What you have to do
Below is a listing to write out in full, exactly as given, without its pictures.

Information provided
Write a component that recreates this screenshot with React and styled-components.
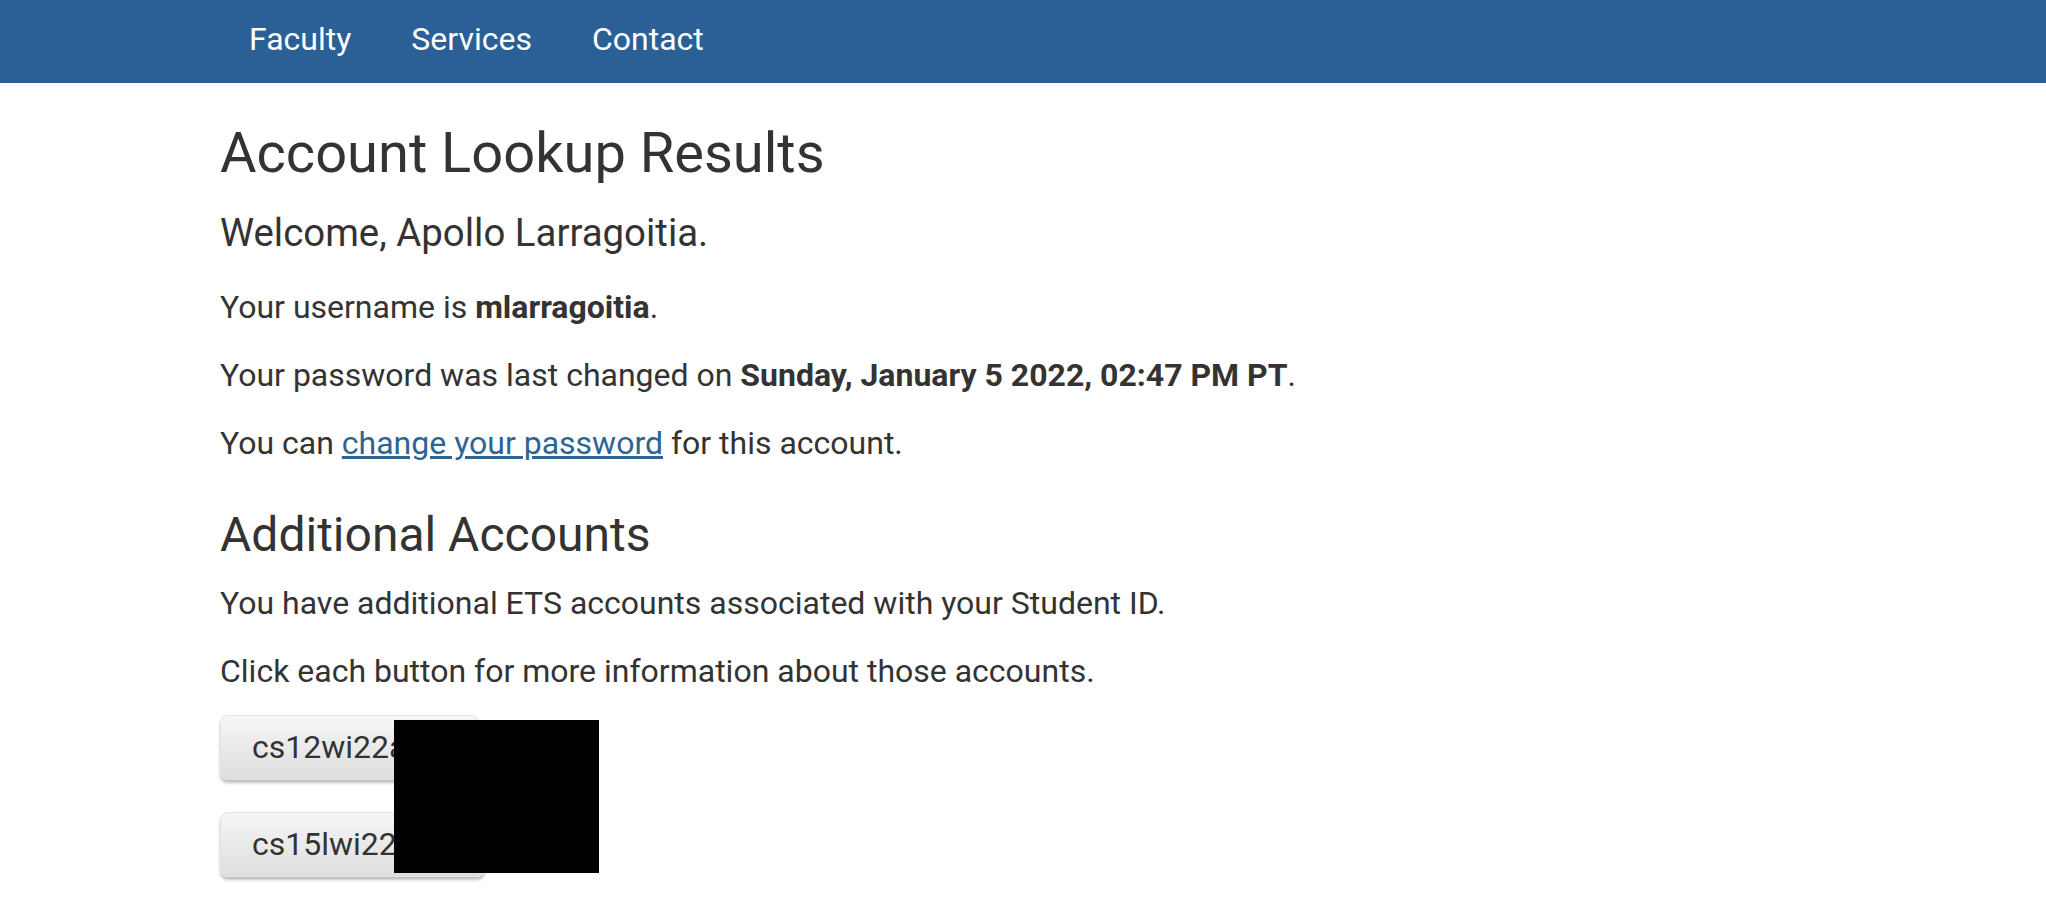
import React from 'react';
import styled, { createGlobalStyle } from 'styled-components';

const GlobalStyle = createGlobalStyle`
  body {
    margin: 0;
    background: #fff;
    font-family: Roboto, "Liberation Sans", Arial, sans-serif;
    color: #333;
  }
`;

const NavBar = styled.nav`
  height: 83px;
  background-color: #2b6096;
  display: flex;
  align-items: center;
  padding-left: 219px;
`;

const NavLink = styled.a`
  color: #fff;
  font-size: 32px;
  line-height: 38px;
  padding: 0 30px 5px;
  text-decoration: none;
`;

const Main = styled.main`
  padding: 0 0 0 220px;
`;

const Title = styled.h1`
  margin: 39px 0 0;
  font-size: 56px;
  line-height: 62px;
  font-weight: 400;
`;

const Welcome = styled.h2`
  margin: 27px 0 0;
  font-size: 38.4px;
  line-height: 44px;
  font-weight: 400;
`;

const SectionTitle = styled.h2`
  margin: 44px 0 0;
  font-size: 48px;
  line-height: 52px;
  font-weight: 400;
`;

const Text = styled.p`
  margin: ${(props) => props.gap}px 0 0;
  font-size: 32px;
  line-height: 44px;
`;

const Link = styled.a`
  color: #2c6594;
  text-decoration: underline;
  text-underline-offset: 2px;
`;

const AccountList = styled.div`
  display: flex;
  flex-direction: column;
  align-items: flex-start;
  gap: 32px;
  margin-top: 22px;
  padding-bottom: 40px;
`;

const AccountButton = styled.button`
  height: 65px;
  width: ${(props) => props.w}px;
  padding: 0 0 2px 31px;
  text-align: left;
  font-family: Roboto, "Liberation Sans", Arial, sans-serif;
  font-size: 32px;
  color: #333;
  border: 1px solid #e2e2e2;
  border-radius: 8px;
  background: linear-gradient(to bottom, #f6f6f6, #dedede);
  box-shadow: 0 3px 3px rgba(0, 0, 0, 0.25);
  cursor: pointer;
`;

const Redaction = styled.div`
  position: absolute;
  left: 394px;
  top: 720px;
  width: 205px;
  height: 153px;
  background: #000;
`;

const accounts = [
  { id: 'cs12wi22a', width: 259 },
  { id: 'cs15lwi22', width: 265 },
];

const App = () => (
  <>
    <GlobalStyle />
    <NavBar>
      <NavLink href="#">Faculty</NavLink>
      <NavLink href="#">Services</NavLink>
      <NavLink href="#">Contact</NavLink>
    </NavBar>
    <Main>
      <Title>Account Lookup Results</Title>
      <Welcome>Welcome, Apollo Larragoitia.</Welcome>
      <Text gap={30}>
        Your username is <b>mlarragoitia</b>.
      </Text>
      <Text gap={24}>
        Your password was last changed on <b>Sunday, January 5 2022, 02:47 PM PT</b>.
      </Text>
      <Text gap={24}>
        You can <Link href="#">change your password</Link> for this account.
      </Text>
      <SectionTitle>Additional Accounts</SectionTitle>
      <Text gap={20}>You have additional ETS accounts associated with your Student ID.</Text>
      <Text gap={24}>Click each button for more information about those accounts.</Text>
      <AccountList>
        {accounts.map((acc) => (
          <AccountButton key={acc.id} w={acc.width}>{acc.id}</AccountButton>
        ))}
      </AccountList>
    </Main>
    <Redaction />
  </>
);

export default App;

Right answer
Write a component that recreates this screenshot with React and styled-components.
import React from 'react';
import styled, { createGlobalStyle } from 'styled-components';

const GlobalStyle = createGlobalStyle`
  body {
    margin: 0;
    background: #fff;
    font-family: Roboto, "Liberation Sans", Arial, sans-serif;
    color: #333;
  }
`;

const NavBar = styled.nav`
  height: 83px;
  background-color: #2b6096;
  display: flex;
  align-items: center;
  padding-left: 219px;
`;

const NavLink = styled.a`
  color: #fff;
  font-size: 32px;
  line-height: 38px;
  padding: 0 30px 5px;
  text-decoration: none;
`;

const Main = styled.main`
  padding: 0 0 0 220px;
`;

const Title = styled.h1`
  margin: 39px 0 0;
  font-size: 56px;
  line-height: 62px;
  font-weight: 400;
`;

const Welcome = styled.h2`
  margin: 27px 0 0;
  font-size: 38.4px;
  line-height: 44px;
  font-weight: 400;
`;

const SectionTitle = styled.h2`
  margin: 44px 0 0;
  font-size: 48px;
  line-height: 52px;
  font-weight: 400;
`;

const Text = styled.p`
  margin: ${(props) => props.gap}px 0 0;
  font-size: 32px;
  line-height: 44px;
`;

const Link = styled.a`
  color: #2c6594;
  text-decoration: underline;
  text-underline-offset: 2px;
`;

const AccountList = styled.div`
  display: flex;
  flex-direction: column;
  align-items: flex-start;
  gap: 32px;
  margin-top: 22px;
  padding-bottom: 40px;
`;

const AccountButton = styled.button`
  height: 65px;
  width: ${(props) => props.w}px;
  padding: 0 0 2px 31px;
  text-align: left;
  font-family: Roboto, "Liberation Sans", Arial, sans-serif;
  font-size: 32px;
  color: #333;
  border: 1px solid #e2e2e2;
  border-radius: 8px;
  background: linear-gradient(to bottom, #f6f6f6, #dedede);
  box-shadow: 0 3px 3px rgba(0, 0, 0, 0.25);
  cursor: pointer;
`;

const Redaction = styled.div`
  position: absolute;
  left: 394px;
  top: 720px;
  width: 205px;
  height: 153px;
  background: #000;
`;

const accounts = [
  { id: 'cs12wi22a', width: 259 },
  { id: 'cs15lwi22', width: 265 },
];

const App = () => (
  <>
    <GlobalStyle />
    <NavBar>
      <NavLink href="#">Faculty</NavLink>
      <NavLink href="#">Services</NavLink>
      <NavLink href="#">Contact</NavLink>
    </NavBar>
    <Main>
      <Title>Account Lookup Results</Title>
      <Welcome>Welcome, Apollo Larragoitia.</Welcome>
      <Text gap={30}>
        Your username is <b>mlarragoitia</b>.
      </Text>
      <Text gap={24}>
        Your password was last changed on <b>Sunday, January 5 2022, 02:47 PM PT</b>.
      </Text>
      <Text gap={24}>
        You can <Link href="#">change your password</Link> for this account.
      </Text>
      <SectionTitle>Additional Accounts</SectionTitle>
      <Text gap={20}>You have additional ETS accounts associated with your Student ID.</Text>
      <Text gap={24}>Click each button for more information about those accounts.</Text>
      <AccountList>
        {accounts.map((acc) => (
          <AccountButton key={acc.id} w={acc.width}>{acc.id}</AccountButton>
        ))}
      </AccountList>
    </Main>
    <Redaction />
  </>
);

export default App;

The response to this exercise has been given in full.